Recovering from a lost appliance

In case you lose an appliance, you can use the backup of the config database to restore the appliance configuration onto a new machine. Simply go thru the install procedure and create an appliance with the same identity as the machine that was lost. This should yield an appliance with an empty config database; you can import the configuration into this empty database using

mysql -u userid -p password  archappl < /path/to/backupfile 

Restarting the appliance after this should pick up the imported configuration. As the JVM can cache DNS lookups, giving your replacement appliance the same IP address as the one that was lost should also help if you have a cluster of machines.

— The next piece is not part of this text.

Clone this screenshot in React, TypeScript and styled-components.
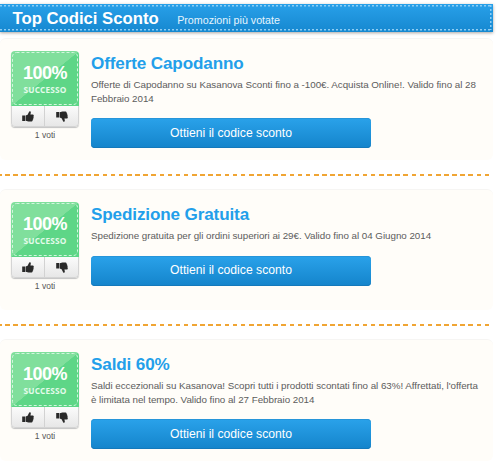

Inspecting the Channel Access ( also PVAccess ) protocol

To troubleshoot certain issues in production, it is often more practical to inspect the wire protocol. For example, to see if the archivers are issuing search requests to the IOC when looking into connectivity issues, it's faster to get a packet capture from production and then inspect the same elsewhere. Michael Davidsaver maintains a Wireshark LUA plugin that can understand Channel Access ( and PVAccess ). Here's an example of this process
  • First, take a packet capture using Wireshark or tcpdump. For example, you can constrain tcpdump to capture packets on the network interface em1 between the archiver appliance and the IOC using something like so /usr/sbin/tcpdump -i em1 'host ioc_or_gateway_hostname and appliance_hostname' -w /localdisk/captured_packets
  • The file /localdisk/captured_packets contains the packet capture and can be copied over to a dev box and inspected at leisure.
  • Wireshark has a very comprehensive GUI and can be used to load the packet capture. Alternatively, one can also use the command line variant of Wireshark called tshark like so tshark -X lua_script:ca.lua -r captured_packets 2>&1 | less
  • Recent version of the EPICS archiver appliance display the Channel Access CID - Client ID, SID - Server ID and Subscription ID in the PV details page.
  • Pausing and resuming the PV during packet capture will also enable the cashark plugin to track the life cycle of the Channel Access channel.